PROVIDED MATERIAL -
----

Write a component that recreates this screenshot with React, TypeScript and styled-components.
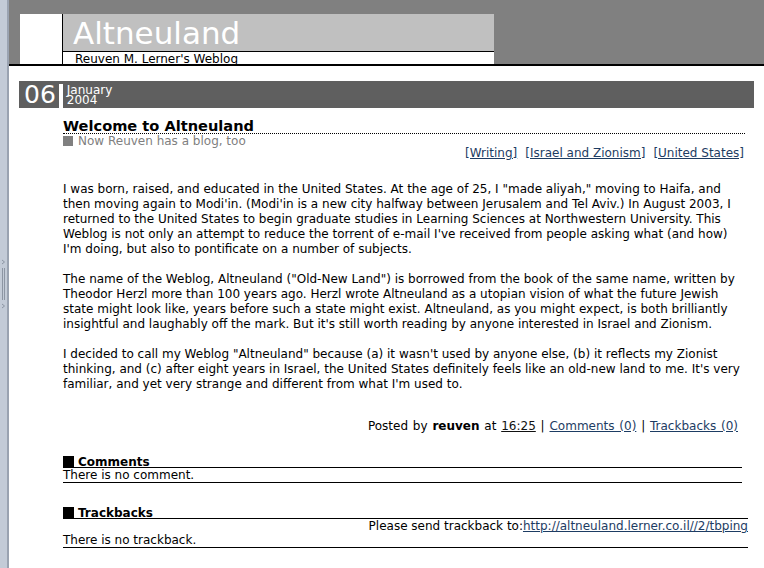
import React from "react";
import styled, { createGlobalStyle } from "styled-components";

const GlobalStyle = createGlobalStyle`
  html, body {
    margin: 0;
    padding: 0;
    background: #ffffff;
  }
  body {
    font-family: "DejaVu Sans", Verdana, sans-serif;
    font-size: 12px;
    color: #000;
  }
`;

const Shell = styled.div`
  display: flex;
  height: 568px;
  overflow: hidden;
`;

// frameset splitter on the far left
const FrameEdge = styled.div`
  width: 7px;
  flex: none;
  background: #c3cbd7;
  border-right: 2px solid #9aa3b1;
  display: flex;
  align-items: center;
  justify-content: center;
`;

const Page = styled.div`
  flex: 1;
  min-width: 0;
  overflow: hidden;
`;

const Masthead = styled.header`
  background: #808080;
  padding: 14px 0 0 11px;
  border-bottom: 2px solid #000;
  display: flex;
  align-items: stretch;
`;

const Corner = styled.div`
  width: 42px;
  background: #fff;
`;

const TitleBlock = styled.div`
  width: 431px;
  border-left: 1px solid #000;
  background: #fff;
`;

const TitleBar = styled.h1`
  margin: 0;
  height: 38px;
  box-sizing: border-box;
  padding: 1px 0 0 10px;
  background: #c0c0c0;
  border-bottom: 1px solid #000;
  color: #fff;
  font-size: 31px;
  font-weight: normal;
  line-height: 36px;
`;

const Tagline = styled.div`
  height: 12px;
  overflow: hidden;
  padding-left: 12px;
  font-size: 12px;
  line-height: 14px;
`;

const Main = styled.main`
  padding: 15px 10px 0 10px;
`;

const DateBar = styled.div`
  height: 27px;
  background: #5f5f5f;
  color: #fff;
  display: flex;
  align-items: flex-end;
`;

const Day = styled.span`
  font-size: 25px;
  line-height: 27px;
  padding: 0 3px 0 5px;
`;

const MonthYear = styled.span`
  align-self: stretch;
  margin-top: 3px;
  border-left: 4px solid #fff;
  padding: 1px 0 0 4px;
  font-size: 12px;
  line-height: 10px;
`;

const Post = styled.article`
  margin: 0 9px 0 44px;
`;

const PostTitle = styled.h2`
  margin: 10px 0 0;
  font-size: 14.6px;
  line-height: 15px;
  font-weight: bold;
  border-bottom: 1px dotted #000;
`;

const Summary = styled.div`
  color: #808080;
  font-size: 12px;
  line-height: 12px;
  padding-top: 1px;
  display: flex;
  align-items: center;
  gap: 5px;
`;

const Square = styled.span<{ $size: number; $color: string }>`
  display: inline-block;
  flex: none;
  width: ${(p) => p.$size}px;
  height: ${(p) => p.$size}px;
  background: ${(p) => p.$color};
`;

const Categories = styled.div`
  display: flex;
  justify-content: flex-end;
  gap: 8px;
  line-height: 12px;
  margin-right: 1px;
`;

const Link = styled.a<{ $dark?: boolean }>`
  color: ${(p) => (p.$dark ? "#111" : "#1d3c63")};
  text-decoration: underline;
`;

const Body = styled.div`
  margin-top: 23px;
  line-height: 15px;
  p {
    margin: 0 0 15px;
  }
`;

const PostedBy = styled.div`
  margin: 27px 7px 0 0;
  text-align: right;
  line-height: 15px;
  word-spacing: 1px;
`;

const Section = styled.section<{ $top: number; $right: number }>`
  margin: ${(p) => p.$top}px ${(p) => p.$right}px 0 0;
`;

const SectionHead = styled.h3`
  margin: 0;
  font-size: 12px;
  font-weight: bold;
  line-height: 10px;
  border-bottom: 1px solid #000;
  display: flex;
  align-items: flex-end;
  gap: 4px;
`;

const SectionRow = styled.div`
  line-height: 14px;
  text-align: right;
`;

const SectionEnd = styled.div`
  line-height: 14px;
  border-bottom: 1px solid #000;
`;

const SplitHandle = () => (
  <svg width="7" height="52" viewBox="0 0 7 52">
    <path d="M2 2 L4.5 4 L2 6" fill="none" stroke="#8c95a3" strokeWidth="1" />
    <line x1="2.5" y1="10" x2="2.5" y2="42" stroke="#8c95a3" />
    <line x1="4.5" y1="10" x2="4.5" y2="42" stroke="#8c95a3" />
    <path d="M2 46 L4.5 48 L2 50" fill="none" stroke="#8c95a3" strokeWidth="1" />
  </svg>
);

export default function App() {
  return (
    <>
      <GlobalStyle />
      <Shell>
        <FrameEdge>
          <SplitHandle />
        </FrameEdge>
        <Page>
          <Masthead>
            <Corner />
            <TitleBlock>
              <TitleBar>Altneuland</TitleBar>
              <Tagline>Reuven M. Lerner's Weblog</Tagline>
            </TitleBlock>
          </Masthead>
          <Main>
            <DateBar>
              <Day>06</Day>
              <MonthYear>
                January
                <br />
                2004
              </MonthYear>
            </DateBar>
            <Post>
              <PostTitle>Welcome to Altneuland</PostTitle>
              <Summary>
                <Square $size={10} $color="#808080" />
                Now Reuven has a blog, too
              </Summary>
              <Categories>
                <Link href="#">[Writing]</Link>
                <Link href="#">[Israel and Zionism]</Link>
                <Link href="#">[United States]</Link>
              </Categories>
              <Body>
                <p>
                  I was born, raised, and educated in the United States. At the age of 25, I "made
                  aliyah," moving to Haifa, and then moving again to Modi'in. (Modi'in is a new city
                  halfway between Jerusalem and Tel Aviv.) In August 2003, I returned to the United
                  States to begin graduate studies in Learning Sciences at Northwestern University.
                  This Weblog is not only an attempt to reduce the torrent of e-mail I've received
                  from people asking what (and how) I'm doing, but also to pontificate on a number of
                  subjects.
                </p>
                <p>
                  The name of the Weblog, Altneuland ("Old-New Land") is borrowed from the book of the
                  same name, written by Theodor Herzl more than 100 years ago. Herzl wrote Altneuland
                  as a utopian vision of what the future Jewish state might look like, years before
                  such a state might exist. Altneuland, as you might expect, is both brilliantly
                  insightful and laughably off the mark. But it's still worth reading by anyone
                  interested in Israel and Zionism.
                </p>
                <p>
                  I decided to call my Weblog "Altneuland" because (a) it wasn't used by anyone else,
                  (b) it reflects my Zionist thinking, and (c) after eight years in Israel, the United
                  States definitely feels like an old-new land to me. It's very familiar, and yet very
                  strange and different from what I'm used to.
                </p>
              </Body>
              <PostedBy>
                Posted by <b>reuven</b> at <Link href="#" $dark>16:25</Link> |{" "}
                <Link href="#">Comments (0)</Link> | <Link href="#">Trackbacks (0)</Link>
              </PostedBy>
              <Section $top={22} $right={3}>
                <SectionHead>
                  <Square $size={11} $color="#000" />
                  Comments
                </SectionHead>
                <SectionEnd>There is no comment.</SectionEnd>
              </Section>
              <Section $top={24} $right={-3}>
                <SectionHead>
                  <Square $size={11} $color="#000" />
                  Trackbacks
                </SectionHead>
                <SectionRow>
                  Please send trackback to:
                  <Link href="#">http://altneuland.lerner.co.il//2/tbping</Link>
                </SectionRow>
                <SectionEnd>There is no trackback.</SectionEnd>
              </Section>
            </Post>
          </Main>
        </Page>
      </Shell>
    </>
  );
}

----

Copy out each line exactly, without the pictures.

THE RESULT -
Write a component that recreates this screenshot with React, TypeScript and styled-components.
import React from "react";
import styled, { createGlobalStyle } from "styled-components";

const GlobalStyle = createGlobalStyle`
  html, body {
    margin: 0;
    padding: 0;
    background: #ffffff;
  }
  body {
    font-family: "DejaVu Sans", Verdana, sans-serif;
    font-size: 12px;
    color: #000;
  }
`;

const Shell = styled.div`
  display: flex;
  height: 568px;
  overflow: hidden;
`;

// frameset splitter on the far left
const FrameEdge = styled.div`
  width: 7px;
  flex: none;
  background: #c3cbd7;
  border-right: 2px solid #9aa3b1;
  display: flex;
  align-items: center;
  justify-content: center;
`;

const Page = styled.div`
  flex: 1;
  min-width: 0;
  overflow: hidden;
`;

const Masthead = styled.header`
  background: #808080;
  padding: 14px 0 0 11px;
  border-bottom: 2px solid #000;
  display: flex;
  align-items: stretch;
`;

const Corner = styled.div`
  width: 42px;
  background: #fff;
`;

const TitleBlock = styled.div`
  width: 431px;
  border-left: 1px solid #000;
  background: #fff;
`;

const TitleBar = styled.h1`
  margin: 0;
  height: 38px;
  box-sizing: border-box;
  padding: 1px 0 0 10px;
  background: #c0c0c0;
  border-bottom: 1px solid #000;
  color: #fff;
  font-size: 31px;
  font-weight: normal;
  line-height: 36px;
`;

const Tagline = styled.div`
  height: 12px;
  overflow: hidden;
  padding-left: 12px;
  font-size: 12px;
  line-height: 14px;
`;

const Main = styled.main`
  padding: 15px 10px 0 10px;
`;

const DateBar = styled.div`
  height: 27px;
  background: #5f5f5f;
  color: #fff;
  display: flex;
  align-items: flex-end;
`;

const Day = styled.span`
  font-size: 25px;
  line-height: 27px;
  padding: 0 3px 0 5px;
`;

const MonthYear = styled.span`
  align-self: stretch;
  margin-top: 3px;
  border-left: 4px solid #fff;
  padding: 1px 0 0 4px;
  font-size: 12px;
  line-height: 10px;
`;

const Post = styled.article`
  margin: 0 9px 0 44px;
`;

const PostTitle = styled.h2`
  margin: 10px 0 0;
  font-size: 14.6px;
  line-height: 15px;
  font-weight: bold;
  border-bottom: 1px dotted #000;
`;

const Summary = styled.div`
  color: #808080;
  font-size: 12px;
  line-height: 12px;
  padding-top: 1px;
  display: flex;
  align-items: center;
  gap: 5px;
`;

const Square = styled.span<{ $size: number; $color: string }>`
  display: inline-block;
  flex: none;
  width: ${(p) => p.$size}px;
  height: ${(p) => p.$size}px;
  background: ${(p) => p.$color};
`;

const Categories = styled.div`
  display: flex;
  justify-content: flex-end;
  gap: 8px;
  line-height: 12px;
  margin-right: 1px;
`;

const Link = styled.a<{ $dark?: boolean }>`
  color: ${(p) => (p.$dark ? "#111" : "#1d3c63")};
  text-decoration: underline;
`;

const Body = styled.div`
  margin-top: 23px;
  line-height: 15px;
  p {
    margin: 0 0 15px;
  }
`;

const PostedBy = styled.div`
  margin: 27px 7px 0 0;
  text-align: right;
  line-height: 15px;
  word-spacing: 1px;
`;

const Section = styled.section<{ $top: number; $right: number }>`
  margin: ${(p) => p.$top}px ${(p) => p.$right}px 0 0;
`;

const SectionHead = styled.h3`
  margin: 0;
  font-size: 12px;
  font-weight: bold;
  line-height: 10px;
  border-bottom: 1px solid #000;
  display: flex;
  align-items: flex-end;
  gap: 4px;
`;

const SectionRow = styled.div`
  line-height: 14px;
  text-align: right;
`;

const SectionEnd = styled.div`
  line-height: 14px;
  border-bottom: 1px solid #000;
`;

const SplitHandle = () => (
  <svg width="7" height="52" viewBox="0 0 7 52">
    <path d="M2 2 L4.5 4 L2 6" fill="none" stroke="#8c95a3" strokeWidth="1" />
    <line x1="2.5" y1="10" x2="2.5" y2="42" stroke="#8c95a3" />
    <line x1="4.5" y1="10" x2="4.5" y2="42" stroke="#8c95a3" />
    <path d="M2 46 L4.5 48 L2 50" fill="none" stroke="#8c95a3" strokeWidth="1" />
  </svg>
);

export default function App() {
  return (
    <>
      <GlobalStyle />
      <Shell>
        <FrameEdge>
          <SplitHandle />
        </FrameEdge>
        <Page>
          <Masthead>
            <Corner />
            <TitleBlock>
              <TitleBar>Altneuland</TitleBar>
              <Tagline>Reuven M. Lerner's Weblog</Tagline>
            </TitleBlock>
          </Masthead>
          <Main>
            <DateBar>
              <Day>06</Day>
              <MonthYear>
                January
                <br />
                2004
              </MonthYear>
            </DateBar>
            <Post>
              <PostTitle>Welcome to Altneuland</PostTitle>
              <Summary>
                <Square $size={10} $color="#808080" />
                Now Reuven has a blog, too
              </Summary>
              <Categories>
                <Link href="#">[Writing]</Link>
                <Link href="#">[Israel and Zionism]</Link>
                <Link href="#">[United States]</Link>
              </Categories>
              <Body>
                <p>
                  I was born, raised, and educated in the United States. At the age of 25, I "made
                  aliyah," moving to Haifa, and then moving again to Modi'in. (Modi'in is a new city
                  halfway between Jerusalem and Tel Aviv.) In August 2003, I returned to the United
                  States to begin graduate studies in Learning Sciences at Northwestern University.
                  This Weblog is not only an attempt to reduce the torrent of e-mail I've received
                  from people asking what (and how) I'm doing, but also to pontificate on a number of
                  subjects.
                </p>
                <p>
                  The name of the Weblog, Altneuland ("Old-New Land") is borrowed from the book of the
                  same name, written by Theodor Herzl more than 100 years ago. Herzl wrote Altneuland
                  as a utopian vision of what the future Jewish state might look like, years before
                  such a state might exist. Altneuland, as you might expect, is both brilliantly
                  insightful and laughably off the mark. But it's still worth reading by anyone
                  interested in Israel and Zionism.
                </p>
                <p>
                  I decided to call my Weblog "Altneuland" because (a) it wasn't used by anyone else,
                  (b) it reflects my Zionist thinking, and (c) after eight years in Israel, the United
                  States definitely feels like an old-new land to me. It's very familiar, and yet very
                  strange and different from what I'm used to.
                </p>
              </Body>
              <PostedBy>
                Posted by <b>reuven</b> at <Link href="#" $dark>16:25</Link> |{" "}
                <Link href="#">Comments (0)</Link> | <Link href="#">Trackbacks (0)</Link>
              </PostedBy>
              <Section $top={22} $right={3}>
                <SectionHead>
                  <Square $size={11} $color="#000" />
                  Comments
                </SectionHead>
                <SectionEnd>There is no comment.</SectionEnd>
              </Section>
              <Section $top={24} $right={-3}>
                <SectionHead>
                  <Square $size={11} $color="#000" />
                  Trackbacks
                </SectionHead>
                <SectionRow>
                  Please send trackback to:
                  <Link href="#">http://altneuland.lerner.co.il//2/tbping</Link>
                </SectionRow>
                <SectionEnd>There is no trackback.</SectionEnd>
              </Section>
            </Post>
          </Main>
        </Page>
      </Shell>
    </>
  );
}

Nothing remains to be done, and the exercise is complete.